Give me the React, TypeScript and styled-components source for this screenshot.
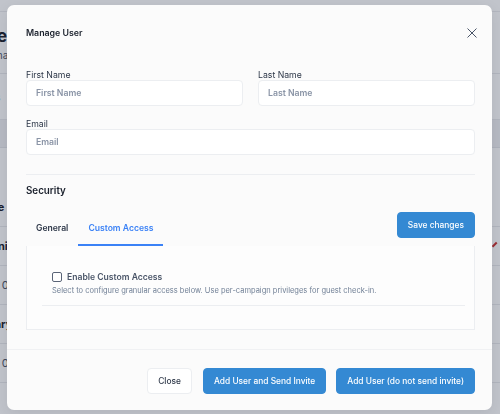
import React, { useState } from "react";
import styled, { createGlobalStyle } from "styled-components";

const GlobalStyle = createGlobalStyle`
  html, body {
    margin: 0;
    padding: 0;
    width: 500px;
    height: 414px;
    overflow: hidden;
    font-family: Inter, "Noto Sans", "Liberation Sans", sans-serif;
    background: #ffffff;
  }
  * { box-sizing: border-box; }
`;

/* ---------- page behind the modal ---------- */

const Page = styled.div`
  width: 500px;
  height: 414px;
  background: #f7f8fa;
  display: flex;
  flex-direction: column;
  padding-top: 11px;
`;

const PageHead = styled.div`
  padding: 14px 0 12px;
  margin-left: -60px;
  border-top: 1px solid #e4e6ea;
  border-bottom: 1px solid #e2e4e8;
`;

const PageTitle = styled.div`
  font-size: 17px;
  font-weight: 700;
  color: #1a202c;
  line-height: 20px;
`;

const PageSub = styled.div`
  font-size: 10px;
  color: #4a5568;
  margin-top: 3px;
`;

const PageFilter = styled.div`
  margin-left: -40px;
  height: 46px;
  display: flex;
  align-items: center;
  font-size: 10px;
  color: #718096;
  border-bottom: 1px solid #e2e4e8;
`;

const TableHeadBand = styled.div`
  height: 28px;
  background: #e9ebef;
  border-bottom: 1px solid #dde0e5;
  margin-bottom: 40px;
`;

const Row = styled.div<{ $accent?: boolean }>`
  height: 39px;
  display: flex;
  align-items: center;
  justify-content: space-between;
  border-bottom: 1px solid #e2e4e8;
  font-size: 11px;
  font-weight: ${(p) => (p.$accent ? 700 : 400)};
  color: ${(p) => (p.$accent ? "#1a202c" : "#4a5568")};
`;

const RowLead = styled.span`
  margin-left: -30px;
`;

const RowMark = styled.span<{ $show?: boolean }>`
  width: 6px;
  height: 6px;
  margin-right: 1px;
  border-top: 2px solid ${(p) => (p.$show ? "#c53030" : "transparent")};
  transform: rotate(-45deg);
`;

/* ---------- modal ---------- */

const Overlay = styled.div`
  position: fixed;
  inset: 0;
  background: rgba(30, 40, 62, 0.25);
`;

const Modal = styled.div`
  position: fixed;
  top: 5px;
  left: 7px;
  width: 485px;
  height: 405px;
  background: #fbfbfb;
  border-radius: 7px;
  display: flex;
  flex-direction: column;
  box-shadow: 0 4px 14px rgba(0, 0, 0, 0.08);
`;

const Header = styled.div`
  display: flex;
  align-items: center;
  justify-content: space-between;
  padding: 18px 14px 0 19px;
  height: 38px;
`;

const Title = styled.div`
  font-size: 8.8px;
  line-height: 20px;
  font-weight: 600;
  color: #1a202c;
`;

const CloseIcon = styled.button`
  border: none;
  background: none;
  padding: 0;
  width: 12px;
  height: 12px;
  display: flex;
  cursor: pointer;
`;

const Body = styled.div`
  padding: 26px 17px 0 19px;
  flex: 1;
  display: flex;
  flex-direction: column;
`;

const FieldRow = styled.div`
  display: grid;
  grid-template-columns: 1fr 1fr;
  gap: 15px;
`;

const Field = styled.div`
  display: flex;
  flex-direction: column;
`;

const Label = styled.label`
  font-size: 8.7px;
  line-height: 13px;
  color: #2d3748;
  margin-bottom: -2px;
`;

const Input = styled.input`
  height: 26px;
  border: 1px solid #eceef1;
  border-radius: 4px;
  background: #ffffff;
  padding: 0 9px;
  font-family: inherit;
  font-size: 8.7px;
  font-weight: 600;
  color: #2d3748;
  outline: none;

  &::placeholder {
    color: #8a94a6;
  }
`;

const FieldStack = styled.div`
  display: flex;
  flex-direction: column;
  gap: 12px;
`;

const Divider = styled.hr`
  border: none;
  border-top: 1px solid #eceef1;
  margin: 19px 0 7px;
`;

const SectionTitle = styled.div`
  font-size: 9.8px;
  font-weight: 600;
  line-height: 18px;
  color: #1a202c;
`;

const TabsBar = styled.div`
  display: flex;
  align-items: flex-start;
  justify-content: space-between;
  margin-top: 12px;
`;

const TabList = styled.div`
  display: flex;
`;

const Tab = styled.button<{ $active?: boolean }>`
  border: none;
  background: none;
  font-family: inherit;
  font-size: 8.6px;
  font-weight: 600;
  height: 34px;
  padding: 0 10px;
  color: ${(p) => (p.$active ? "#3b82f6" : "#2d3748")};
  border-bottom: 2px solid ${(p) => (p.$active ? "#3b82f6" : "transparent")};
  cursor: pointer;
`;

const Button = styled.button<{ $variant?: "primary" | "ghost" }>`
  height: 26px;
  padding: 0 10px;
  border-radius: 4px;
  font-family: inherit;
  font-size: 8.4px;
  font-weight: 500;
  cursor: pointer;
  white-space: nowrap;
  border: 1px solid
    ${(p) => (p.$variant === "ghost" ? "#eceef1" : "#3489d3")};
  background: ${(p) => (p.$variant === "ghost" ? "#ffffff" : "#3489d3")};
  color: ${(p) => (p.$variant === "ghost" ? "#2d3748" : "#ffffff")};
`;

const Panel = styled.div`
  height: 84px;
  border: 1px solid #eceef1;
  border-top: none;
  background: #fdfdfd;
  padding: 26px 9px 0 15px;
`;

const CheckItem = styled.div`
  padding: 0 0 10px 10px;
  border-bottom: 1px solid #eceef1;
`;

const CheckLine = styled.label`
  display: flex;
  align-items: center;
  gap: 5px;
  font-size: 8.6px;
  font-weight: 600;
  color: #4a5568;
  cursor: pointer;
`;

const Box = styled.input`
  appearance: none;
  margin: 0;
  width: 10px;
  height: 10px;
  border: 1px solid #5a6477;
  border-radius: 2px;
  background: #ffffff;

  &:checked {
    background: #3182ce;
    border-color: #3182ce;
  }
`;

const Hint = styled.div`
  margin-top: 4px;
  font-size: 7.5px;
  color: #718096;
`;

const Footer = styled.div`
  border-top: 1px solid #f0f1f3;
  padding: 18px 17px 16px;
  display: flex;
  justify-content: flex-end;
  gap: 10px;
`;

const CloseButton = styled(Button)`
  margin-right: 1px;
`;

export default function App() {
  const [tab, setTab] = useState("custom");
  const [custom, setCustom] = useState(false);

  return (
    <>
      <GlobalStyle />
      <Page>
        <PageHead>
          <PageTitle>Manage Users</PageTitle>
          <PageSub>Add and manage your team</PageSub>
        </PageHead>
        <PageFilter>
          <span>All users</span>
        </PageFilter>
        <TableHeadBand />
        <Row $accent>
          <RowLead>Active</RowLead>
          <RowMark />
        </Row>
        <Row $accent>
          <RowLead>Admini</RowLead>
          <RowMark $show />
        </Row>
        <Row>
          <RowLead>Team 0</RowLead>
          <RowMark />
        </Row>
        <Row $accent>
          <RowLead>Primary</RowLead>
          <RowMark />
        </Row>
        <Row>
          <RowLead>Team 0</RowLead>
          <RowMark />
        </Row>
      </Page>
      <Overlay />
      <Modal>
        <Header>
          <Title>Manage User</Title>
          <CloseIcon aria-label="Close">
            <svg width="12" height="12" viewBox="0 0 12 12">
              <path
                d="M1.5 1.5 L10.5 10.5 M10.5 1.5 L1.5 10.5"
                stroke="#4a5568"
                strokeWidth="1"
                fill="none"
              />
            </svg>
          </CloseIcon>
        </Header>
        <Body>
          <FieldStack>
            <FieldRow>
              <Field>
                <Label>First Name</Label>
                <Input placeholder="First Name" />
              </Field>
              <Field>
                <Label>Last Name</Label>
                <Input placeholder="Last Name" />
              </Field>
            </FieldRow>
            <Field>
              <Label>Email</Label>
              <Input placeholder="Email" />
            </Field>
          </FieldStack>
          <Divider />
          <SectionTitle>Security</SectionTitle>
          <TabsBar>
            <TabList>
              <Tab $active={tab === "general"} onClick={() => setTab("general")}>
                General
              </Tab>
              <Tab $active={tab === "custom"} onClick={() => setTab("custom")}>
                Custom Access
              </Tab>
            </TabList>
            <Button>Save changes</Button>
          </TabsBar>
          <Panel>
            <CheckItem>
              <CheckLine>
                <Box
                  type="checkbox"
                  checked={custom}
                  onChange={(e) => setCustom(e.target.checked)}
                />
                Enable Custom Access
              </CheckLine>
              <Hint>
                Select to configure granular access below. Use per-campaign
                privileges for guest check-in.
              </Hint>
            </CheckItem>
          </Panel>
        </Body>
        <Footer>
          <CloseButton $variant="ghost">Close</CloseButton>
          <Button>Add User and Send Invite</Button>
          <Button>Add User (do not send invite)</Button>
        </Footer>
      </Modal>
    </>
  );
}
^^^^^^^^^^^^^^^^
#### Instructions for the task
Go through the listing above line by line and say how many lines hold the word "components". Reply with that number only.

#### Complete response
2